Council ma obowiązek pomóc osobom zagrożonym bezdomnością. Różnie z tym bywa (ostatniej klientce pomogłem wynająć 1 bedroom dzięki temu, że miała zasiłek Employment and suport allowance, bo council ciągle zwlekał z pomocą). Ale takie jest prawo – council musi się taką osobą zająć. Pierwszy krok to ustalenie, czy osoba jest zagrożona bezdmnością i czy kwalifikuje się do pomocy prze council. W praktyce dowodem zagrożenia bezdomnością jest nakaz eksmisji (eviction notice). (Pomijam tu sytuacje związane z zagrożeniem życia czy z przemocą w rodzinie).
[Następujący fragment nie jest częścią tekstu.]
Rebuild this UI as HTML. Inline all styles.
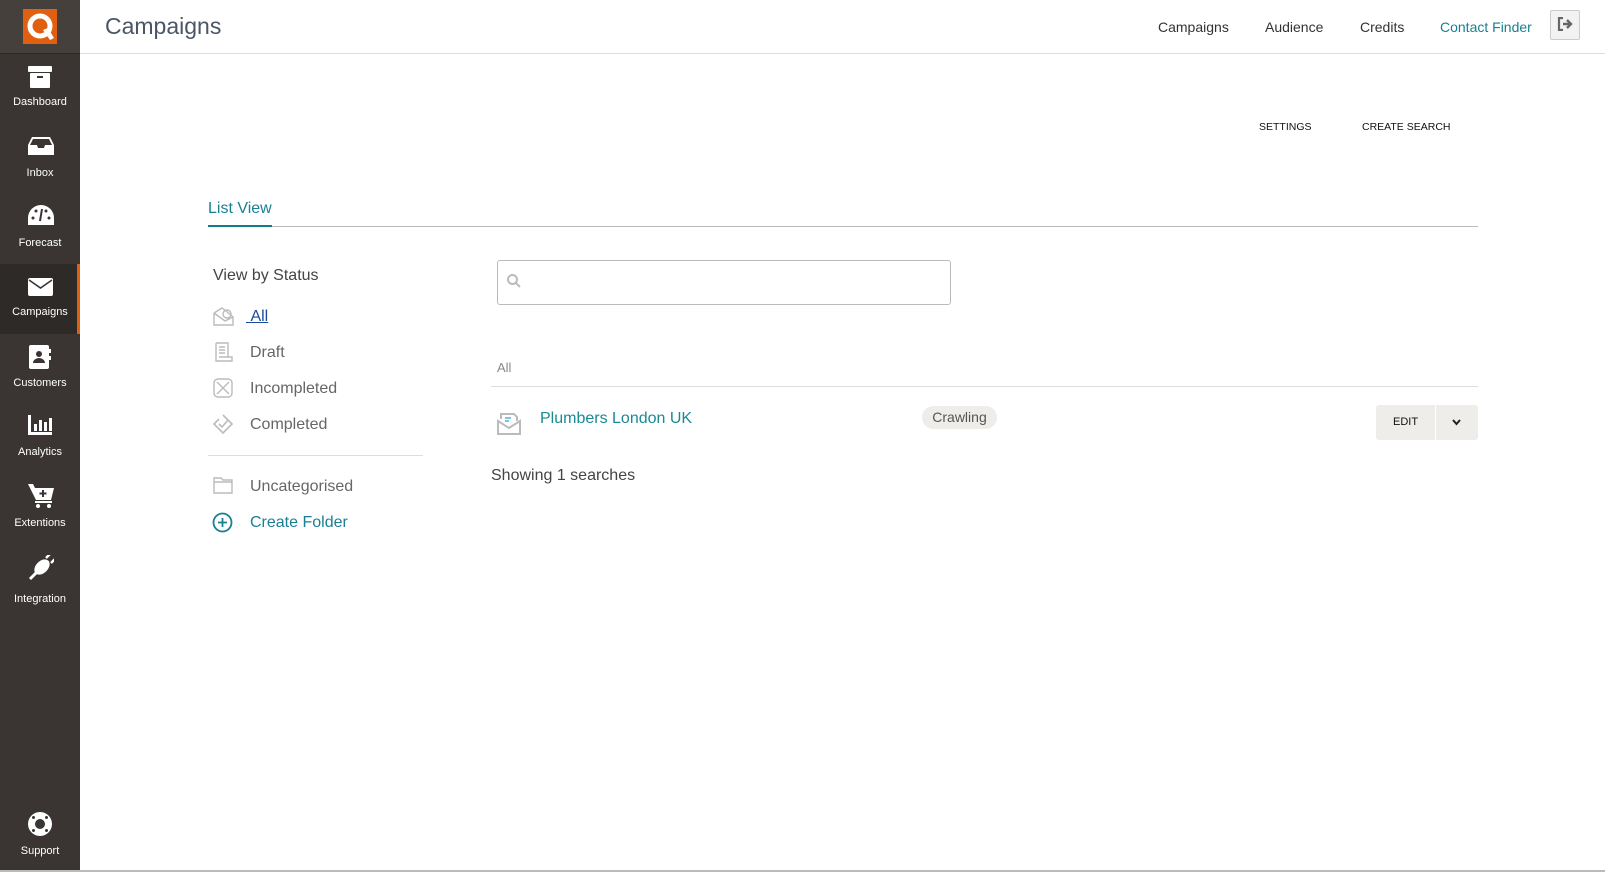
<!DOCTYPE html>
<html><head><meta charset="utf-8"><style>
*{margin:0;padding:0;box-sizing:border-box}
body{width:1605px;height:872px;position:relative;background:#fff;font-family:"Liberation Sans",sans-serif;overflow:hidden;color:#333}
.abs{position:absolute}
#side{left:0;top:0;width:80px;height:870px;background:#3a3532}
#sidetop{left:0;top:0;width:80px;height:54px;background:#45403c;border-bottom:1px solid #2c2826}
.item{position:absolute;left:0;width:80px;text-align:center;color:#fff;font-size:11px}
.item svg{position:absolute;left:28px}
.item span{position:absolute;left:0;width:80px;text-align:center}
.lbl{position:absolute;white-space:nowrap}
.gray{color:#555;font-size:16px}
</style></head><body>
<div id="side" class="abs"></div>
<div id="sidetop" class="abs"></div>
<div class="abs" style="left:23px;top:9px;width:34px;height:35px;background:#e0600f"></div>
<svg class="abs" style="left:23px;top:9px" width="34" height="35" viewBox="0 0 34 35"><circle cx="17" cy="17" r="10" fill="none" stroke="#fff" stroke-width="5"/><path d="M20 21 L27 31 L31 29 L25 19Z" fill="#fff"/></svg>
<div class="abs" style="left:0;top:264px;width:80px;height:70px;background:#2e2a28;border-right:3px solid #e0600f"></div>

<div class="item" style="top:0">
<svg style="top:66px" width="24" height="22" viewBox="0 0 24 22"><rect x="0" y="0" width="24" height="6" rx="1" fill="#fff"/><rect x="2" y="7" width="20" height="15" rx="1" fill="#fff"/><rect x="9" y="10" width="6" height="2" fill="#3a3532"/></svg>
<span style="top:96px">Dashboard</span>
<svg style="top:137px" width="26" height="18" viewBox="0 0 26 18"><path d="M4 0H22L26 8V18H0V8Z M5 2L2 8H9L10 11H16L17 8H24L21 2Z" fill="#fff" fill-rule="evenodd"/></svg>
<span style="top:167px">Inbox</span>
<svg style="top:205px" width="26" height="22" viewBox="0 0 26 22"><path d="M13 0A13 13 0 0 0 0 13V20H26V13A13 13 0 0 0 13 0Z" fill="#fff"/><circle cx="5" cy="13" r="1.5" fill="#3a3532"/><circle cx="8" cy="6" r="1.5" fill="#3a3532"/><circle cx="21" cy="13" r="1.5" fill="#3a3532"/><circle cx="18" cy="6" r="1.5" fill="#3a3532"/><path d="M14 4L12 16" stroke="#3a3532" stroke-width="2"/></svg>
<span style="top:237px">Forecast</span>
<svg style="top:278px" width="25" height="18" viewBox="0 0 25 18"><rect width="25" height="18" rx="2" fill="#fff"/><path d="M1 2L12.5 10L24 2" stroke="#3a3532" stroke-width="1.6" fill="none"/></svg>
<span style="top:306px">Campaigns</span>
<svg style="top:345px;left:29px" width="22" height="24" viewBox="0 0 22 24"><rect x="0" y="0" width="20" height="24" rx="2" fill="#fff"/><circle cx="10" cy="9" r="3" fill="#3a3532"/><path d="M4 18a6 5 0 0 1 12 0Z" fill="#3a3532"/><rect x="20" y="4" width="2" height="4" fill="#fff"/><rect x="20" y="11" width="2" height="4" fill="#fff"/></svg>
<span style="top:377px">Customers</span>
<svg style="top:415px" width="24" height="20" viewBox="0 0 24 20"><path d="M0 0H3V17H24V20H0Z" fill="#fff"/><rect x="6" y="9" width="3" height="7" fill="#fff"/><rect x="11" y="5" width="3" height="11" fill="#fff"/><rect x="16" y="7" width="3" height="9" fill="#fff"/><rect x="21" y="3" width="3" height="13" fill="#fff"/></svg>
<span style="top:446px">Analytics</span>
<svg style="top:484px" width="26" height="24" viewBox="0 0 26 24"><path d="M0 0H5L7 4H26L23 16H8Z" fill="#fff"/><rect x="7" y="17" width="17" height="2" fill="#fff"/><circle cx="10" cy="22" r="2" fill="#fff"/><circle cx="21" cy="22" r="2" fill="#fff"/><path d="M15 6V13M11.5 9.5H18.5" stroke="#3a3532" stroke-width="2"/></svg>
<span style="top:517px">Extentions</span>
<svg style="top:555px" width="26" height="26" viewBox="0 0 26 26"><ellipse cx="14" cy="12" rx="9" ry="6" transform="rotate(-45 14 12)" fill="#fff"/><path d="M2 24L8 18" stroke="#fff" stroke-width="3"/><path d="M18 3L22 -1M23 8L27 4" stroke="#fff" stroke-width="2.5"/></svg>
<span style="top:593px">Integration</span>
<svg style="top:812px" width="24" height="24" viewBox="0 0 24 24"><circle cx="12" cy="12" r="12" fill="#fff"/><circle cx="12" cy="12" r="5" fill="#3a3532"/><circle cx="5.5" cy="5.5" r="1.5" fill="#3a3532"/><circle cx="18.5" cy="5.5" r="1.5" fill="#3a3532"/><circle cx="5.5" cy="18.5" r="1.5" fill="#3a3532"/><circle cx="18.5" cy="18.5" r="1.5" fill="#3a3532"/></svg>
<span style="top:845px">Support</span>
</div>

<div class="abs" style="left:80px;top:53px;width:1525px;height:1px;background:#ddd"></div>
<div class="abs" style="left:0;top:870px;width:1605px;height:2px;background:#bbb"></div>
<div class="lbl" style="left:105px;top:13px;font-size:23px;color:#4a5668">Campaigns</div>
<div class="lbl" style="left:1158px;top:19px;font-size:14px;color:#333">Campaigns</div>
<div class="lbl" style="left:1265px;top:19px;font-size:14px;color:#333">Audience</div>
<div class="lbl" style="left:1360px;top:19px;font-size:14px;color:#333">Credits</div>
<div class="lbl" style="left:1440px;top:19px;font-size:14px;color:#1a7f93">Contact Finder</div>
<div class="abs" style="left:1550px;top:10px;width:30px;height:30px;background:#f2f2f2;border:1px solid #ccc;border-radius:2px"></div>
<svg class="abs" style="left:1557px;top:17px" width="17" height="14" viewBox="0 0 17 14"><path d="M6 1H2V13H6" stroke="#666" stroke-width="2.2" fill="none"/><path d="M6 7H14M10 3L14 7L10 11" stroke="#666" stroke-width="2.4" fill="none"/></svg>

<div class="lbl" style="left:1259px;top:121px;font-size:10.5px;color:#111">SETTINGS</div>
<div class="lbl" style="left:1362px;top:121px;font-size:10.5px;color:#111">CREATE SEARCH</div>

<div class="lbl" style="left:208px;top:200px;font-size:16px;color:#1a7f93">List View</div>
<div class="abs" style="left:208px;top:226px;width:1270px;height:1px;background:#bbb"></div>
<div class="abs" style="left:208px;top:225px;width:64px;height:2px;background:#0e7f8a"></div>

<div class="lbl gray" style="left:213px;top:267px;color:#444">View by Status</div>
<svg class="abs" style="left:213px;top:307px" width="21" height="19" viewBox="0 0 21 19" fill="none" stroke="#bbb" stroke-width="1.4"><path d="M1 6L9 1L13 4M1 6V18H20V10L13 4M1 6L12 14L20 10"/><circle cx="14" cy="7" r="4"/></svg>
<div class="lbl" style="left:246px;top:308px;font-size:16px;color:#1a4a99;text-decoration:underline">&nbsp;All</div>
<svg class="abs" style="left:213px;top:342px" width="20" height="20" viewBox="0 0 20 20" fill="none" stroke="#bbb" stroke-width="1.4"><path d="M3 1H15V15M3 1V19H19V15H6"/><path d="M6 5H12M6 8H12M6 11H12"/></svg>
<div class="lbl gray" style="left:250px;top:344px;color:#666">Draft</div>
<svg class="abs" style="left:213px;top:378px" width="20" height="20" viewBox="0 0 20 20" fill="none" stroke="#bbb" stroke-width="1.4"><rect x="1" y="1" width="18" height="18" rx="4"/><path d="M4 4L16 16M16 4L4 16"/></svg>
<div class="lbl gray" style="left:250px;top:380px;color:#666">Incompleted</div>
<svg class="abs" style="left:213px;top:414px" width="21" height="20" viewBox="0 0 21 20" fill="none" stroke="#bbb" stroke-width="1.6"><path d="M10 1L19 10L10 19L1 10L6 5"/><path d="M6 10L9 13L15 6"/></svg>
<div class="lbl gray" style="left:250px;top:416px;color:#666">Completed</div>
<div class="abs" style="left:208px;top:455px;width:215px;height:1px;background:#ddd"></div>
<svg class="abs" style="left:213px;top:477px" width="20" height="17" viewBox="0 0 20 17" fill="none" stroke="#bbb" stroke-width="1.4"><path d="M1 1H8L10 3H19V16H1Z M1 5H19"/></svg>
<div class="lbl gray" style="left:250px;top:478px;color:#666">Uncategorised</div>
<svg class="abs" style="left:212px;top:512px" width="21" height="21" viewBox="0 0 21 21" fill="none" stroke="#1a7f93" stroke-width="1.8"><circle cx="10.5" cy="10.5" r="9"/><path d="M10.5 6V15M6 10.5H15"/></svg>
<div class="lbl gray" style="left:250px;top:514px;color:#1a7f93">Create Folder</div>

<div class="abs" style="left:497px;top:260px;width:454px;height:45px;border:1px solid #bbb;border-radius:3px"></div>
<svg class="abs" style="left:506px;top:273px" width="16" height="16" viewBox="0 0 16 16" fill="none" stroke="#bbb" stroke-width="2"><circle cx="6.5" cy="6.5" r="4.5"/><path d="M10 10L14 14"/></svg>
<div class="lbl" style="left:497px;top:360px;font-size:13px;color:#888">All</div>
<div class="abs" style="left:491px;top:386px;width:987px;height:1px;background:#ddd"></div>
<svg class="abs" style="left:497px;top:411px" width="24" height="24" viewBox="0 0 24 24" fill="none" stroke="#bbb" stroke-width="2"><path d="M1 10L12 17L23 10V23H1Z"/><path d="M4 8V3H17L20 6V10"/><path d="M8 7H14M8 10H12" stroke="#7cc6e8"/></svg>
<div class="lbl" style="left:540px;top:410px;font-size:16px;color:#1a8a93">Plumbers London UK</div>
<div class="abs" style="left:922px;top:406px;width:75px;height:23px;border-radius:12px;background:#eeedea;font-size:14px;color:#555;text-align:center;line-height:23px">Crawling</div>
<div class="abs" style="left:1376px;top:405px;width:102px;height:35px;border-radius:3px;background:#eeedea"></div>
<div class="abs" style="left:1435px;top:405px;width:1px;height:35px;background:#fff"></div>
<div class="lbl" style="left:1393px;top:416px;font-size:11px;color:#111">EDIT</div>
<svg class="abs" style="left:1452px;top:419px" width="9" height="7" viewBox="0 0 9 7"><path d="M1 1L4.5 5L8 1" stroke="#222" stroke-width="2" fill="none"/></svg>
<div class="lbl" style="left:491px;top:467px;font-size:16px;color:#444">Showing 1 searches</div>
</body></html>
Nakaz eksmisji wydaje sąd po złożeniu przez landlorda wniosku o odzyskanie nieruchomości. Cały ten proces trwa około 2 miesięcy (od pierwszego wniosku landlorda do eksmisji). Zazwyczaj sąd daje ok 3 tygodni na wyprowadzenie się. Czyli od momentu otrzymania nakazu eksmisji będziesz mieć ok 3 tygodnie do opuszczenie lokalu. Dopiero z tym nakazem można iść do councilu i zajmą się tobą na poważnie. W bardziej ludzkich councilach można się zgłosić już z pierwszym wyrokiem sądu – z wezwaniem do opuszczenie lokalu (repossession). Ale rzadko na tym etapie councile chcą już rozmawiać.
Żeby kwalifikować się do pomocy przez council, musisz wcześniej pracować i mieć opłacane składki ubezpieczeniowe (co najmniej 12 miesięcy, choć nawet przy krótszym czasie pracy council może się tobą zająć). Po zakwalifikowaniu najczęściej idziesz mieszkać do hostelu (1-6 miesięcy) i przenoszą cię do mieszkania tymczasowego (temporary accommodation).
Jeżeli masz dziecko, to daje ci to dodatkowy priorytet. Bo gdybyś nie spełniał wymogów zatrudnienia, council ma obowiązek zapewnienia dachu nad głową dziecku.
Praktyka życia jest naprawdę bardzo różna i zależy od wielu czynników. Ale warto się nie poddawać, bo prawo musi być respektowane. Tylko czasem trzeba z niego mocno korzystać.